MLK, now and then

Public school raised me in the veneration of Martin Luther King, but I’m now either too politically informed or cynically corrupted to miss that public veneration is always a melange of promoting the saint and promoting the parts of his message that advance our own ends, regardless of what we leave off or even distort.

Two crucial elements of MLK’s appeal were his defense of a colorblind society and his framing of liberation in Americano-Christian structures. These were foregrounded in his “I Have a Dream” speech, which we watched repeatedly, displayed on walls, and could invoke for sacred effect.

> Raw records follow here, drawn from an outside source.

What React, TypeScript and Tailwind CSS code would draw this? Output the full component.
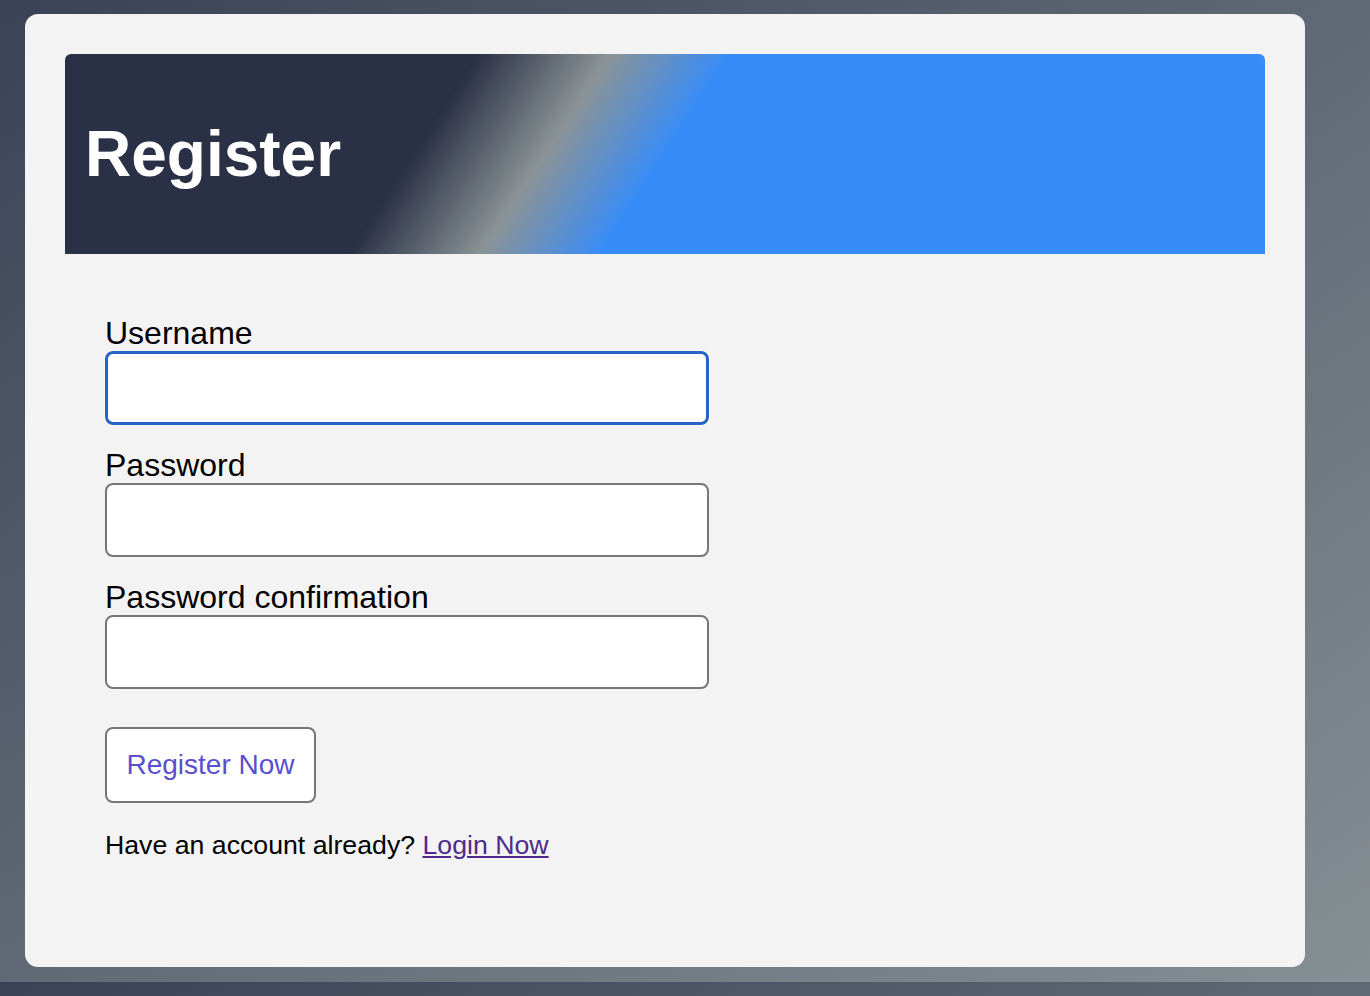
export default function App() {
  const fields = [
    { label: 'Username', type: 'text', focused: true },
    { label: 'Password', type: 'password', focused: false },
    { label: 'Password confirmation', type: 'password', focused: false },
  ];

  return (
    <div className="min-h-screen bg-[linear-gradient(to_bottom_right,#3b4256,#868f94)] bg-[length:100%_982px] bg-repeat pt-[14px] pl-[25px] font-['Liberation_Sans',Arial,sans-serif]">
      <div className="w-[1280px] h-[953px] bg-[#f3f3f3] rounded-[13px] p-[40px]">
        <div className="h-[200px] rounded-t-[6px] bg-[linear-gradient(123deg,#2a3045_31%,#8a9396_41%,#388cf8_50%)] flex items-center pl-[20px]">
          <h1 className="text-white font-bold text-[64px] leading-none">Register</h1>
        </div>

        <form className="pl-[40px] pt-[60px]" onSubmit={(e) => e.preventDefault()}>
          {fields.map((f) => (
            <div key={f.label} className="mb-[21px]">
              <label className="block text-[32px] leading-[37px] pt-[1px] -mb-[1px] text-black">{f.label}</label>
              <input
                type={f.type}
                className={
                  f.focused
                    ? 'block w-[604px] h-[74px] bg-white rounded-[8px] border-[3px] border-[#2563c7] ring-1 ring-white outline-none'
                    : 'block w-[604px] h-[74px] bg-white rounded-[8px] border-2 border-[#767676] outline-none'
                }
              />
            </div>
          ))}

          <button
            type="submit"
            className="mt-[17px] w-[211px] h-[76px] bg-white border-2 border-[#767676] rounded-[8px] text-[28px] text-[#5a4fcf]"
          >
            Register Now
          </button>

          <p className="mt-[27px] text-[26.7px] leading-[30.5px] text-black">
            Have an account already?{' '}
            <a href="#" className="text-[#4f2a8c] underline">
              Login Now
            </a>
          </p>
        </form>
      </div>
    </div>
  );
}
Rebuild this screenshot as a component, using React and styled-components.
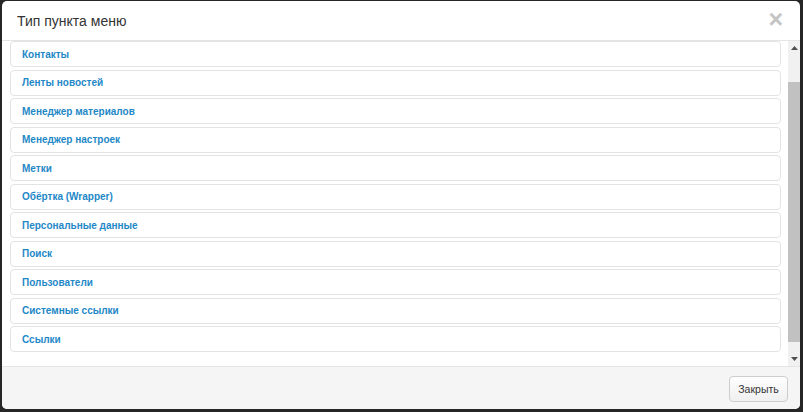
import React from "react";
import styled, { createGlobalStyle } from "styled-components";

const Global = createGlobalStyle`
  html, body { margin: 0; padding: 0; }
  body {
    background: #262626;
    font-family: "Liberation Sans", Arial, sans-serif;
    width: 803px;
    height: 412px;
    overflow: hidden;
  }
`;

const Frame = styled.div`
  padding: 1px 3px 3px 2px;
  height: 412px;
  box-sizing: border-box;
`;

const Modal = styled.div`
  background: #fff;
  border-radius: 5px;
  height: 408px;
  display: flex;
  flex-direction: column;
  overflow: hidden;
`;

const Header = styled.div`
  height: 39px;
  border-bottom: 1px solid #e5e5e5;
  display: flex;
  align-items: center;
  justify-content: space-between;
  padding: 0 17px 0 15px;
  flex-shrink: 0;
`;

const Title = styled.h3`
  margin: 0;
  font-weight: normal;
  font-size: 14px;
  color: #333;
`;

const Close = styled.span`
  font-size: 25px;
  font-weight: bold;
  color: #c4c4c4;
  line-height: 1;
  margin-top: -2px;
`;

const Body = styled.div`
  height: 325px;
  display: flex;
  flex-shrink: 0;
`;

const List = styled.div`
  flex: 1;
  padding: 0 7px 0 8px;
  display: flex;
  flex-direction: column;
  gap: 2.5px;
`;

const Row = styled.div`
  height: 24px;
  border: 1px solid #e3e3e3;
  border-radius: 4px;
  display: flex;
  align-items: center;
  padding-left: 11px;
  font-size: 10px;
  font-weight: bold;
  color: #1e88c7;
`;

const ScrollBar = styled.div`
  width: 12px;
  background: #f1f1f1;
  display: flex;
  flex-direction: column;
  align-items: center;
`;

const Arrow = styled.div`
  height: 14px;
  width: 12px;
  display: flex;
  align-items: center;
  justify-content: center;
`;

const Track = styled.div`
  flex: 1;
  width: 100%;
  display: flex;
  flex-direction: column;
  padding: ${(p) => p.$before}px 0 ${(p) => p.$after}px;
  box-sizing: border-box;
`;

const Thumb = styled.div`
  flex: 1;
  background: #c1c1c1;
`;

const Footer = styled.div`
  flex: 1;
  background: #f5f5f5;
  border-top: 1px solid #e5e5e5;
  display: flex;
  align-items: center;
  justify-content: flex-end;
  padding: 0 12px 0 0;
`;

const Button = styled.button`
  width: 59px;
  height: 26px;
  border: 1px solid #cdcdcd;
  border-radius: 4px;
  background: linear-gradient(#fefefe, #f0f0f0);
  font-family: "Liberation Sans", Arial, sans-serif;
  font-size: 10.5px;
  color: #333;
  padding: 0;
  margin-top: 1px;
`;

const items = [
  "Контакты",
  "Ленты новостей",
  "Менеджер материалов",
  "Менеджер настроек",
  "Метки",
  "Обёртка (Wrapper)",
  "Персональные данные",
  "Поиск",
  "Пользователи",
  "Системные ссылки",
  "Ссылки",
];

const Tri = ({ down }) => (
  <svg width="7" height="4" viewBox="0 0 7 4">
    <path d={down ? "M0 0 L7 0 L3.5 4 Z" : "M0 4 L7 4 L3.5 0 Z"} fill="#505050" />
  </svg>
);

export default function App() {
  return (
    <>
      <Global />
      <Frame>
        <Modal>
          <Header>
            <Title>Тип пункта меню</Title>
            <Close>×</Close>
          </Header>
          <Body>
            <List>
              {items.map((t) => (
                <Row key={t}>{t}</Row>
              ))}
            </List>
            <ScrollBar>
              <Arrow>
                <Tri />
              </Arrow>
              <Track $before={27} $after={10}>
                <Thumb />
              </Track>
              <Arrow>
                <Tri down />
              </Arrow>
            </ScrollBar>
          </Body>
          <Footer>
            <Button>Закрыть</Button>
          </Footer>
        </Modal>
      </Frame>
    </>
  );
}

Both elements died. Colorblindness was replaced with diversity and the Enlightenment-Constitutionalism was dropped for a structuralist false consciousness theory (e.g. “oppression” or “privilege”). This creates difficulties in understanding what sort of continuity we can claim with MLK. For us, skin color is a principle for judging personal worth, even if the judgment is a ready-made “celebrate!” Diversity ends segregation in one important sense (no separate drinking fountains) but it preserves the fundamental apartness of races, even if they are now all in the same room together.  The structuralism makes any evaluation of success or historical continuity difficult: we know what ending segregated drinking fountains or lunch counters would look like, but ending privilege?   We are pretty good at figuring out what is unjust in a sign saying “Whites Only”, but it is a good deal harder to make determinations about justice or injustice when the relevant moral information can’t be summarized on a two-word sign, say, in a police shooting.

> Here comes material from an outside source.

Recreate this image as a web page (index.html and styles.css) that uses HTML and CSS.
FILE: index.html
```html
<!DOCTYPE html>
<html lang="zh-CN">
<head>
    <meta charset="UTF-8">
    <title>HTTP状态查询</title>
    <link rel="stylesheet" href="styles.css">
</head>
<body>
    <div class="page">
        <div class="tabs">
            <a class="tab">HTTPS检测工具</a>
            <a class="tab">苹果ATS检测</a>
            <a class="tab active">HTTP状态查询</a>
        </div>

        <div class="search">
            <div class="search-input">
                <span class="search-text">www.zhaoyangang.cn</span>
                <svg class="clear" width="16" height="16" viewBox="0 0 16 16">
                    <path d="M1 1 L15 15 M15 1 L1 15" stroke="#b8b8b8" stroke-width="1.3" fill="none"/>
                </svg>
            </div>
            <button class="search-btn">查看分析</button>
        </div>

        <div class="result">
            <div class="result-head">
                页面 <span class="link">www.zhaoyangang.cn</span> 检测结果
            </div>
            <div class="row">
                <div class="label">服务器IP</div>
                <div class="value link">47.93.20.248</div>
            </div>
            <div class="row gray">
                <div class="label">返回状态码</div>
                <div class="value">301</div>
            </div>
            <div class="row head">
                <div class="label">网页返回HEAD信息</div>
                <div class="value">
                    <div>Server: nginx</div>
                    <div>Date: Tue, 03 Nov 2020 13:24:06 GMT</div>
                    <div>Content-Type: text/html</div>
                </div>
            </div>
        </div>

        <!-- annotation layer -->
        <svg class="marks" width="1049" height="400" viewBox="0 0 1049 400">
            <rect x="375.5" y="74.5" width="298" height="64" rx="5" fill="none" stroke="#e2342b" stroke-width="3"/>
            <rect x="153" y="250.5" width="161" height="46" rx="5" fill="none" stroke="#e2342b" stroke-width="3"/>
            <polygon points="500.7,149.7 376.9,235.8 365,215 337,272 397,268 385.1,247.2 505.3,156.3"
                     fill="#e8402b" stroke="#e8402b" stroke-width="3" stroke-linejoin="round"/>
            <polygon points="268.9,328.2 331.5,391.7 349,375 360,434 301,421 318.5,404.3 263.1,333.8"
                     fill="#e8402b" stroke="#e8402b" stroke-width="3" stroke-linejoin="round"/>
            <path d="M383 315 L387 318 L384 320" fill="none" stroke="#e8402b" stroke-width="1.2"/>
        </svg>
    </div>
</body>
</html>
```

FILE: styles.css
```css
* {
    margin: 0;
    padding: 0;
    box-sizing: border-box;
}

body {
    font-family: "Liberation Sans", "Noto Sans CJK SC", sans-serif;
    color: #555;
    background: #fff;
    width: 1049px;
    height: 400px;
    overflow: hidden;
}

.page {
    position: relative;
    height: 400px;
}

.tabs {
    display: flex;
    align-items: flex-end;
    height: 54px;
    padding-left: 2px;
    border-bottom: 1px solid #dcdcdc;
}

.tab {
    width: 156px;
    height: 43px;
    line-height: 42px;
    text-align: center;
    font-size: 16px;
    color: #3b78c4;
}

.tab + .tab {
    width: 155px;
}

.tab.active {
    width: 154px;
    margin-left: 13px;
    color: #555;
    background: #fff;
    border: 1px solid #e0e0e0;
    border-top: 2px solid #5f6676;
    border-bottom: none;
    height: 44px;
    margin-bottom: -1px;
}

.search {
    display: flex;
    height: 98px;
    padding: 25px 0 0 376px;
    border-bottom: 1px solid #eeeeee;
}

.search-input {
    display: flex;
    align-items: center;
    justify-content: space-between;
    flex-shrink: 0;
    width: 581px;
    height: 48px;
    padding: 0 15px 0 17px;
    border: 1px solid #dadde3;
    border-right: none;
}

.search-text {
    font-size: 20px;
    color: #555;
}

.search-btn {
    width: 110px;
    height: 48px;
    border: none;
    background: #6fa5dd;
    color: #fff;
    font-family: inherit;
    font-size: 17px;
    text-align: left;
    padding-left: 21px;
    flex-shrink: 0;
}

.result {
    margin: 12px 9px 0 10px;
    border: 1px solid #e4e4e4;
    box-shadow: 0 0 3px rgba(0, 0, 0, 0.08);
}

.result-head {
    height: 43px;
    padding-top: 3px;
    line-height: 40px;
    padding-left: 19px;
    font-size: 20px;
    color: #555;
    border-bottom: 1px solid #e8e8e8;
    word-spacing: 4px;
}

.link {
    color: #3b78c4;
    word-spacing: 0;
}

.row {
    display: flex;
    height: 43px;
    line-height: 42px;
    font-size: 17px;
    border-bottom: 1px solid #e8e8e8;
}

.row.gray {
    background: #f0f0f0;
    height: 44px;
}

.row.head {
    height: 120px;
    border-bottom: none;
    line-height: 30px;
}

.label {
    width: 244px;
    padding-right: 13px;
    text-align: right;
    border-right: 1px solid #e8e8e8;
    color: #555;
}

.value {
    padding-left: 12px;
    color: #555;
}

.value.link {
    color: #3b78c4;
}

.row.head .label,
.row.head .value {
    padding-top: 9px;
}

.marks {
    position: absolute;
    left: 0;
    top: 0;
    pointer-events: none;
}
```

In fact, the focus on police actions in the last ten years complicates the question of racial justice by locating it in a place where relations are designed in advance to be asymmetrical. Police have sovereign or governmental immunity from tort claims. What would count as negligence or brutality for a man on the street doesn’t count as brutality for a cop, and this isn’t due to some oversight or desire to create oppressor-oppressed structures.